Metastability occurs when a flip-flop's D input changes within its setup-hold window. The FF output enters an indeterminate state — neither 0 nor 1 — and resolves exponentially over time (P ∝ e−t/τ, where τ ≈ 50–200 ps for modern CMOS). If the output is still undefined when sampled by downstream logic, the result is unpredictable chip behavior that cannot be caught by simulation.
A 2-FF synchronizer gives the metastable signal a full clock period of resolution time before it is sampled by the second FF. Since metastability probability decays as e−Tr/τ, doubling Tr reduces failure probability by eTclk/τ — typically hundreds of millions to billions. The second FF then captures a fully resolved 0 or 1 with extremely high probability, pushing MTBF to billions of years.
A pulse synchronizer transfers a single-cycle pulse across clock domains using a toggle-based approach. The source domain toggles a FF on each input pulse; the toggle signal is synchronized to the destination domain via 2-FF; an XOR gate detects the edge and regenerates the pulse. Use it when the source clock is faster than the destination clock (where a simple 2-FF sync might miss the pulse) or when you need guaranteed transfer of single-cycle events.
Use a handshake synchronizer when you need to: (1) transfer multi-bit control signals where atomic capture matters, (2) ensure the destination has acknowledged receipt before the source sends the next transaction, or (3) transfer data that must remain stable for multiple cycles. The cost is latency (≈ 4 destination clock cycles). For bulk data, use a gray-coded async FIFO instead.

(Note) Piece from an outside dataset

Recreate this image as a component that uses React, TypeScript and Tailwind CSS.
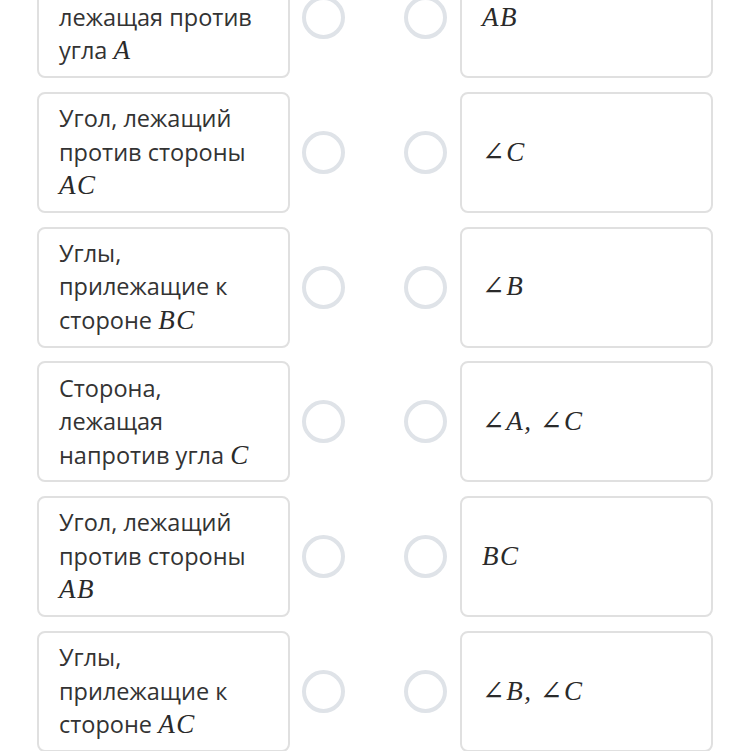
import React from 'react';

type Part = string | { m: string };

const LEFT: Part[][] = [
  ['Сторона, лежащая против угла ', { m: 'A' }],
  ['Угол, лежащий против стороны ', { m: 'AC' }],
  ['Углы, прилежащие к стороне ', { m: 'BC' }],
  ['Сторона, лежащая напротив угла ', { m: 'C' }],
  ['Угол, лежащий против стороны ', { m: 'AB' }],
  ['Углы, прилежащие к стороне ', { m: 'AC' }],
];

const RIGHT: Part[][] = [
  [{ m: 'AB' }],
  [{ m: '∠C' }],
  [{ m: '∠B' }],
  [{ m: '∠A,\u2009∠C' }],
  [{ m: 'BC' }],
  [{ m: '∠B,\u2009∠C' }],
];

const Text = ({ parts }: { parts: Part[] }) => (
  <p className="text-[23.5px] leading-[33.5px] text-[#333333]" style={{ fontFamily: '"Open Sans", sans-serif' }}>
    {parts.map((p, i) =>
      typeof p === 'string' ? (
        <span key={i}>{p}</span>
      ) : (
        <span
          key={i}
          className="italic text-[27px] tracking-[0.06em] text-[#2a2a2a]"
          style={{ fontFamily: '"Liberation Serif", "DejaVu Serif", serif' }}
        >
          {p.m}
        </span>
      )
    )}
  </p>
);

const Radio = () => <div className="w-[43px] h-[43px] shrink-0 rounded-full border-4 border-[#dfe3e8] bg-white" />;

export default function App() {
  return (
    <div className="w-[750px] h-[751px] overflow-hidden bg-white">
      <div className="-mt-[43px] flex flex-col gap-[13.75px] pl-[37px]">
        {LEFT.map((left, i) => (
          <div key={i} className="flex items-center">
            <div className="w-[253px] h-[121px] shrink-0 rounded-lg border-2 border-[#e0e0e0] pl-[20px] pr-[24px] flex items-center">
              <Text parts={left} />
            </div>
            <div className="ml-[12px]">
              <Radio />
            </div>
            <div className="ml-[59px]">
              <Radio />
            </div>
            <div className="ml-[13px] w-[253px] h-[121px] shrink-0 rounded-lg border-2 border-[#e0e0e0] pl-[20px] pr-[24px] flex items-center">
              <Text parts={RIGHT[i]} />
            </div>
          </div>
        ))}
      </div>
    </div>
  );
}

No — this is a common CDC bug. Each bit of the bus might be metastable independently and resolve to a different value than intended, creating an invalid combination that never existed in the source domain. For multi-bit signals use: gray code encoding (only 1 bit changes per transition — as in async FIFOs), handshake synchronizers, or fully asynchronous FIFOs.